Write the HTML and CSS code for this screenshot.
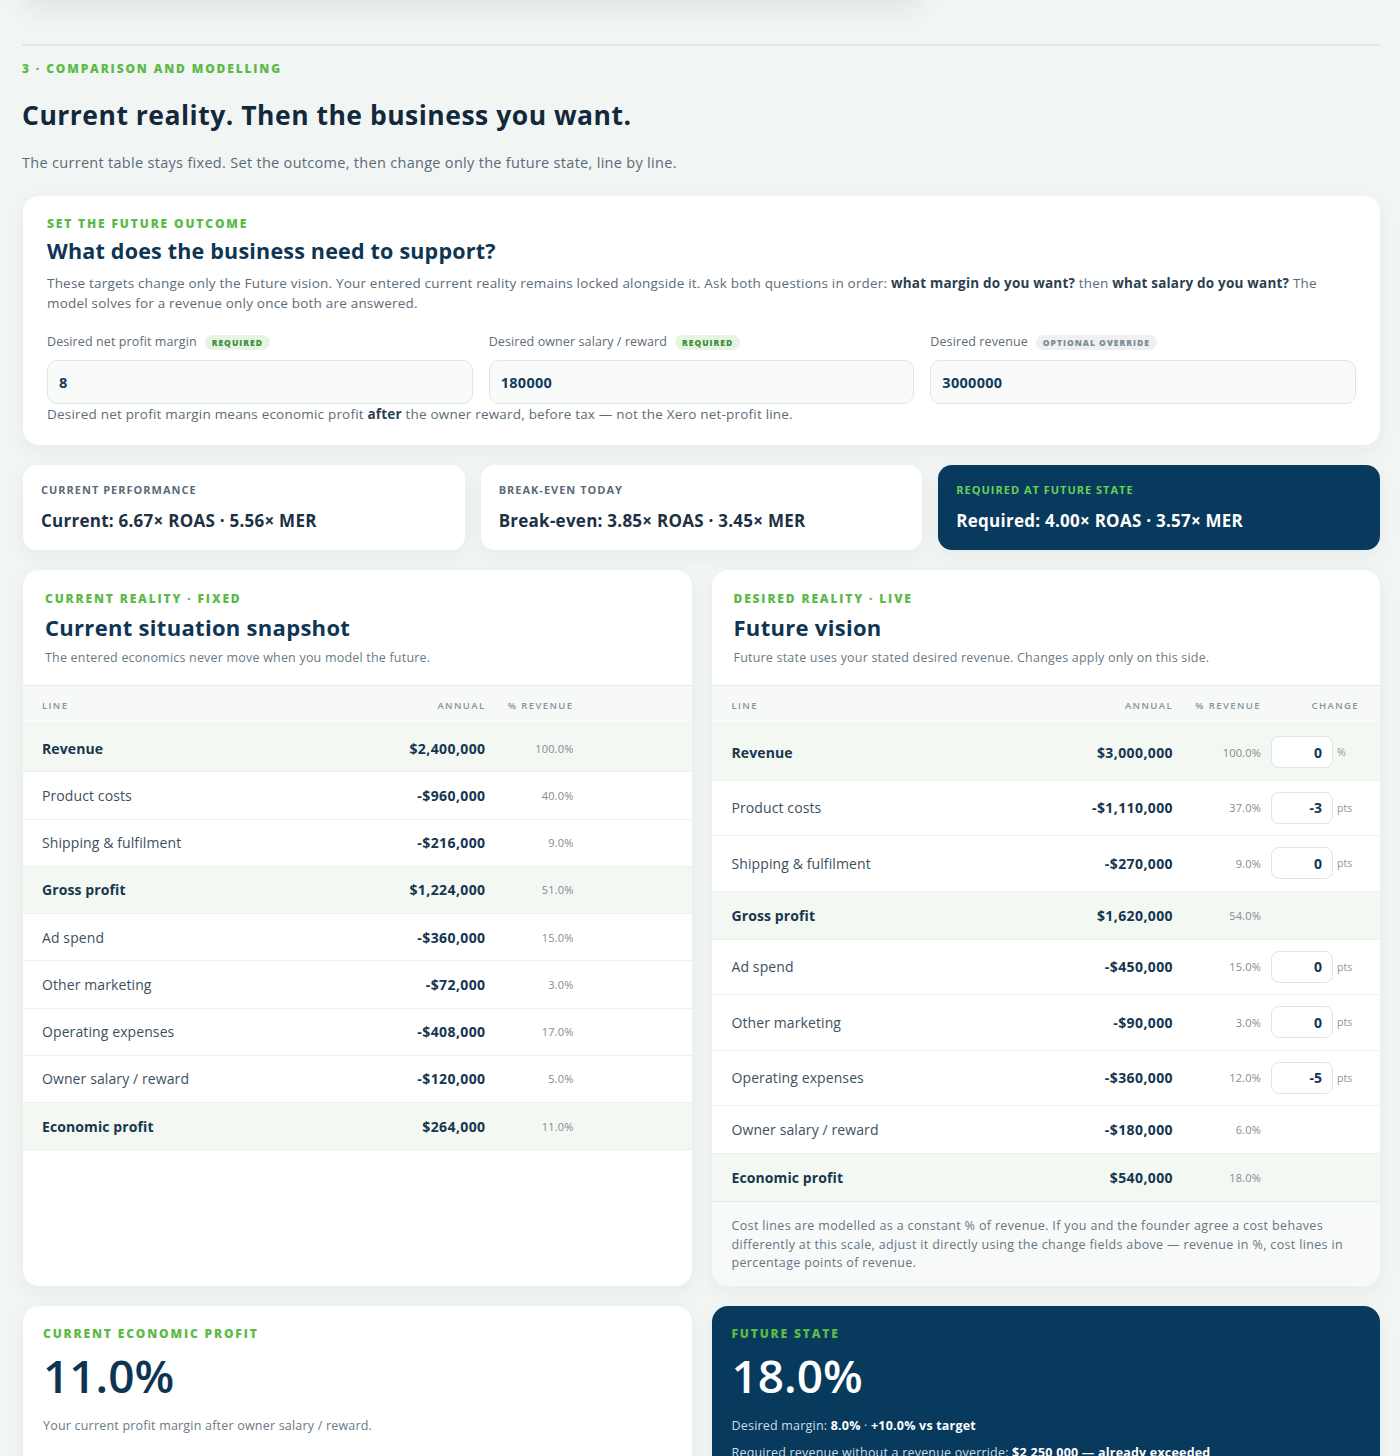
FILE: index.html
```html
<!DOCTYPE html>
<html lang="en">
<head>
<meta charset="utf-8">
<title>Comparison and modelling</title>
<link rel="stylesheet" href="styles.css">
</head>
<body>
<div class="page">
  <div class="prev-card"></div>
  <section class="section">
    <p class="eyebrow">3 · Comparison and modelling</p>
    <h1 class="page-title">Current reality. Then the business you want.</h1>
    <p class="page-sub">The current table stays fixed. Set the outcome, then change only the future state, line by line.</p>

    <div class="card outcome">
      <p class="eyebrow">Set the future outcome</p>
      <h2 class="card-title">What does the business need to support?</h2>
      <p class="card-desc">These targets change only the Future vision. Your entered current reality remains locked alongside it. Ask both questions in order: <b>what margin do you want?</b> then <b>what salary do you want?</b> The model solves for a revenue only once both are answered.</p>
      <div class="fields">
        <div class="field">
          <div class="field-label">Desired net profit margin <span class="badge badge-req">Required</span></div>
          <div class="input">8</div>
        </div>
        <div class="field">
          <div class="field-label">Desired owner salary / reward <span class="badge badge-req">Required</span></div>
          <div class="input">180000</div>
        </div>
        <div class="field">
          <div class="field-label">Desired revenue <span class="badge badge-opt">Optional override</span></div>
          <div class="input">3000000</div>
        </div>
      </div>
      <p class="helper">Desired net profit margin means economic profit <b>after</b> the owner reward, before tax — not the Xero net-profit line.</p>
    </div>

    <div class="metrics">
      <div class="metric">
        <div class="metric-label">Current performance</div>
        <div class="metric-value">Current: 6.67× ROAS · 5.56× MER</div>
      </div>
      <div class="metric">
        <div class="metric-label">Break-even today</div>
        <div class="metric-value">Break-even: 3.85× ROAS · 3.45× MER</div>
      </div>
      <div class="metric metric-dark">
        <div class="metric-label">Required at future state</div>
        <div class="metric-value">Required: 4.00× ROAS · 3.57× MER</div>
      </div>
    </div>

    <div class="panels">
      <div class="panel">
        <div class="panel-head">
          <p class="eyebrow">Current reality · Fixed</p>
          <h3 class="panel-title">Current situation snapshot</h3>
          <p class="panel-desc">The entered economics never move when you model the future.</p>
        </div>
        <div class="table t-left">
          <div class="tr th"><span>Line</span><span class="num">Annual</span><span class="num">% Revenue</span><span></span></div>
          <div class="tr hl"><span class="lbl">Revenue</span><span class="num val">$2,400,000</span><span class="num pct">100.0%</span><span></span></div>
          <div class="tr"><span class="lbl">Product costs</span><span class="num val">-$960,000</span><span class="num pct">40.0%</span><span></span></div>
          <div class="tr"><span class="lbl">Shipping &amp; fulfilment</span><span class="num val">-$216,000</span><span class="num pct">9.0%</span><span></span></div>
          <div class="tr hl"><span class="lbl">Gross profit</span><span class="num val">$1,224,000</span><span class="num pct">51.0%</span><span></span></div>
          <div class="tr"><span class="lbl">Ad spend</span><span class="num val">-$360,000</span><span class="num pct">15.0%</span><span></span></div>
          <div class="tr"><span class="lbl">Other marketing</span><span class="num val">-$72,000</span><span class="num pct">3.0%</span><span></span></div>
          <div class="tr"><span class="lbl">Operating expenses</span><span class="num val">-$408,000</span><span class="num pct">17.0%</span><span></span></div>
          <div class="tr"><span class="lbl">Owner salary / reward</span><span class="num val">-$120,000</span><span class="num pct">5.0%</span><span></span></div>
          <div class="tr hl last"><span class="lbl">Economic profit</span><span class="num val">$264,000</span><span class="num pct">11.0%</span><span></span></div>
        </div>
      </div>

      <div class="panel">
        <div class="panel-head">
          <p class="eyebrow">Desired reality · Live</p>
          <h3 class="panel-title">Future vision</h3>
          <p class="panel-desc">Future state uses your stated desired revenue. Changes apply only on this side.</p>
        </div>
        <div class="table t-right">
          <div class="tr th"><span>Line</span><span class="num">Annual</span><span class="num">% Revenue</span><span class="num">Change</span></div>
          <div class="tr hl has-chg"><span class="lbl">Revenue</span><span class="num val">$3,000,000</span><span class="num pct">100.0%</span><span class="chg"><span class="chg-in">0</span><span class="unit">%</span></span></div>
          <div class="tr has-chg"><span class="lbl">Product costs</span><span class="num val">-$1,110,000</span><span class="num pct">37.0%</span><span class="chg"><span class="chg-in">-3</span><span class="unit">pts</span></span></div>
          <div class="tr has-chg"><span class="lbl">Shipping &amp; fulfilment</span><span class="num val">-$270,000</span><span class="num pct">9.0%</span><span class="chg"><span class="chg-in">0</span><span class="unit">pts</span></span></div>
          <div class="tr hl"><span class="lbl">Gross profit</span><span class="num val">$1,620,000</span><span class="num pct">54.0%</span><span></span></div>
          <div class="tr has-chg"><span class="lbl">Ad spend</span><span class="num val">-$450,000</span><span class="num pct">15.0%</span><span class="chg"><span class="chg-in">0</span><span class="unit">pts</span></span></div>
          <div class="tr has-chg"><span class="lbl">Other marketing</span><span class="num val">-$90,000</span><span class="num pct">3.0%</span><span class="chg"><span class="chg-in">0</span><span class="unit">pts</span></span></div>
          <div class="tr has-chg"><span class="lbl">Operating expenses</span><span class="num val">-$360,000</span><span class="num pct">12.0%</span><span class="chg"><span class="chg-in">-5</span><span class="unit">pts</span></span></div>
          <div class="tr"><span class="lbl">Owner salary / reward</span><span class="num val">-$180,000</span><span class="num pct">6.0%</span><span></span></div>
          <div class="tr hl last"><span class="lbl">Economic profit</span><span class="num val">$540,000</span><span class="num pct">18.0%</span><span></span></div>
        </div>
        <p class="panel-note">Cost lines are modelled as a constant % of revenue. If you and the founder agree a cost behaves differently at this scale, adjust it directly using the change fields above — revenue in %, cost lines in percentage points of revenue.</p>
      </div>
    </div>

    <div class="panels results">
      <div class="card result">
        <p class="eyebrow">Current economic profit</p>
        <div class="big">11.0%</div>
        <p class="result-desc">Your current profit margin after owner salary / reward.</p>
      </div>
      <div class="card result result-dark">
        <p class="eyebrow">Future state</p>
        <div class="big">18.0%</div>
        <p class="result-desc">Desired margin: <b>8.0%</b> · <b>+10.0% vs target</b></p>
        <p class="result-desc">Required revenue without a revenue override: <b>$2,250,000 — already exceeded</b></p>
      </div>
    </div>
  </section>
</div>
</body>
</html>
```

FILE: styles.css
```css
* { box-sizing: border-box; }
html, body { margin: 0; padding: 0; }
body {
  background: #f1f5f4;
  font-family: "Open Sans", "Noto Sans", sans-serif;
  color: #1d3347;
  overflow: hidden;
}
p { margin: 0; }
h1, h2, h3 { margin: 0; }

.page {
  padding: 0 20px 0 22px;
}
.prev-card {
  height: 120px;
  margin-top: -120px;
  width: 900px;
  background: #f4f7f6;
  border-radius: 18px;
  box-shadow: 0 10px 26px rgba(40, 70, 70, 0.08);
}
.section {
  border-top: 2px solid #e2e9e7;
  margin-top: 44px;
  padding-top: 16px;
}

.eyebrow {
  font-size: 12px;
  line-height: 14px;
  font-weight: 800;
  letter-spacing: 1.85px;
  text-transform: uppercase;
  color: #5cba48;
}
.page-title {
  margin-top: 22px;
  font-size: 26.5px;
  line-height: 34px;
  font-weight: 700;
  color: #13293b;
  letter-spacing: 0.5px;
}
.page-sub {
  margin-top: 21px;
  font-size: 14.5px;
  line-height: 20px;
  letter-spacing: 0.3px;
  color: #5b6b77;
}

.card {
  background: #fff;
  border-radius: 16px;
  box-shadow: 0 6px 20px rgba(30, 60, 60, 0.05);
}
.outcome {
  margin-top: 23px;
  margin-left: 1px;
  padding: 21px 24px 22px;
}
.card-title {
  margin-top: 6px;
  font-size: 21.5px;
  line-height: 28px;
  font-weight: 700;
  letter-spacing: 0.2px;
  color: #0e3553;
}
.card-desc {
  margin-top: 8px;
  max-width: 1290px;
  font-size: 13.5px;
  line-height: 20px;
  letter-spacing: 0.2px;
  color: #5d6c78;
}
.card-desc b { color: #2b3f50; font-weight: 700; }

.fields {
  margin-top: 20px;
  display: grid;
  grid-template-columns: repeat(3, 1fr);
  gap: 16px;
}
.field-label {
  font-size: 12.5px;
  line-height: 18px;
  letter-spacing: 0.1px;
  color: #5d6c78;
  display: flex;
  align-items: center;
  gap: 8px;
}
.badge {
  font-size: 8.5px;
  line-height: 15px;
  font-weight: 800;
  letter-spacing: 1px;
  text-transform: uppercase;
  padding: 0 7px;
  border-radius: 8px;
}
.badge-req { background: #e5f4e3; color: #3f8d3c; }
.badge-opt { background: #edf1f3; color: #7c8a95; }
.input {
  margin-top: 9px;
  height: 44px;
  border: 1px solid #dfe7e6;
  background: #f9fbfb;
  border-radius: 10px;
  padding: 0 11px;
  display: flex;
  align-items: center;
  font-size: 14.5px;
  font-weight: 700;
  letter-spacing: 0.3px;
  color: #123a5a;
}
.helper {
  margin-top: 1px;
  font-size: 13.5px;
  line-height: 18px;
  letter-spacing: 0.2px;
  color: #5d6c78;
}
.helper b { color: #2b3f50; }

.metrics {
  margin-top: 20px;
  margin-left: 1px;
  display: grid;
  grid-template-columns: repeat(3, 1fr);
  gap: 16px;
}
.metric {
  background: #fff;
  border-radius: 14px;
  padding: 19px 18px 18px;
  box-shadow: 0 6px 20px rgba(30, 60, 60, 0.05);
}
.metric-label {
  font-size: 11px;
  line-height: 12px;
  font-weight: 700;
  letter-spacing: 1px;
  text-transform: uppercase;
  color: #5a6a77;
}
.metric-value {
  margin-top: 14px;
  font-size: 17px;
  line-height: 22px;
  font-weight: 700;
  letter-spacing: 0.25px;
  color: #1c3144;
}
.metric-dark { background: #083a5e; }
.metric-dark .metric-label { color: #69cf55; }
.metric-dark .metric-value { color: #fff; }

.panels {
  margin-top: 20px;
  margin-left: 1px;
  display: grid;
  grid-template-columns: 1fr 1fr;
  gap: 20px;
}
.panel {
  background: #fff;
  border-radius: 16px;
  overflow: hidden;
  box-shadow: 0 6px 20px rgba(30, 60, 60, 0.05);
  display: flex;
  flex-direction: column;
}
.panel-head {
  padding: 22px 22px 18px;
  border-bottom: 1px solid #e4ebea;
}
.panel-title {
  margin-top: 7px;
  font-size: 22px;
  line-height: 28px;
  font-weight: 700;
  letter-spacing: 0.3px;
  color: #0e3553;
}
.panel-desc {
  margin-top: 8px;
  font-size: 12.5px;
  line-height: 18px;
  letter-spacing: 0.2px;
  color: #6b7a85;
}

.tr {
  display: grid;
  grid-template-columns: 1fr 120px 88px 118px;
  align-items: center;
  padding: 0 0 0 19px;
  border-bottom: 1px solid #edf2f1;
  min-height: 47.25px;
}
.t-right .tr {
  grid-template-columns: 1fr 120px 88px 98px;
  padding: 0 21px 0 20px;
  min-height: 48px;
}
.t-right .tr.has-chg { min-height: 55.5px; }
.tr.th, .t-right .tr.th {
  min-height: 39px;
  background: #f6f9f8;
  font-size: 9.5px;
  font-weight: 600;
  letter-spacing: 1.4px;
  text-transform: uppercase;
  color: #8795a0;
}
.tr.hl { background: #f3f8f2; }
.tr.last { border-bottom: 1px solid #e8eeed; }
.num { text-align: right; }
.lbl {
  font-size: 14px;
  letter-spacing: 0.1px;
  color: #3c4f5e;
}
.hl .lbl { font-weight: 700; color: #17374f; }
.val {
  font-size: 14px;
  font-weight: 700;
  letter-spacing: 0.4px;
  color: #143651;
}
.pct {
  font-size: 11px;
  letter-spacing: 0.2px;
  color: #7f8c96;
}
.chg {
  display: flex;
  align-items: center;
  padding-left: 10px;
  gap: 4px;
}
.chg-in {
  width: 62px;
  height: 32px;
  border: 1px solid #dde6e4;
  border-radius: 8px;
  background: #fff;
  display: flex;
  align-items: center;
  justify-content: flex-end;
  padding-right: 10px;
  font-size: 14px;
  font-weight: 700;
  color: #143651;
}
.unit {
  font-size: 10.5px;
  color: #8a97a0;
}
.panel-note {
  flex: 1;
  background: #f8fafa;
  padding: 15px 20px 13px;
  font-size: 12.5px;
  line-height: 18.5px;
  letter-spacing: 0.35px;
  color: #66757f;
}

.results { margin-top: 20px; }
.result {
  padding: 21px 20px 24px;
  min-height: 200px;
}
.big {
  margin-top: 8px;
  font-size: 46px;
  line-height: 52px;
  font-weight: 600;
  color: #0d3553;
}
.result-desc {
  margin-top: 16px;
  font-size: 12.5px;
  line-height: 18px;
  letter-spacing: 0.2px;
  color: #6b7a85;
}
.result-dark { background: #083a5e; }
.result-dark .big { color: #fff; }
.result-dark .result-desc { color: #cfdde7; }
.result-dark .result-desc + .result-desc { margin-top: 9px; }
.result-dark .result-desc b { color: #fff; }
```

* EXERCISE GOAL:
Every line holding "this" should be copied out.

* ANSWER:
Write the HTML and CSS code for this screenshot.
          <p class="panel-desc">Future state uses your stated desired revenue. Changes apply only on this side.</p>
        <p class="panel-note">Cost lines are modelled as a constant % of revenue. If you and the founder agree a cost behaves differently at this scale, adjust it directly using the change fields above — revenue in %, cost lines in percentage points of revenue.</p>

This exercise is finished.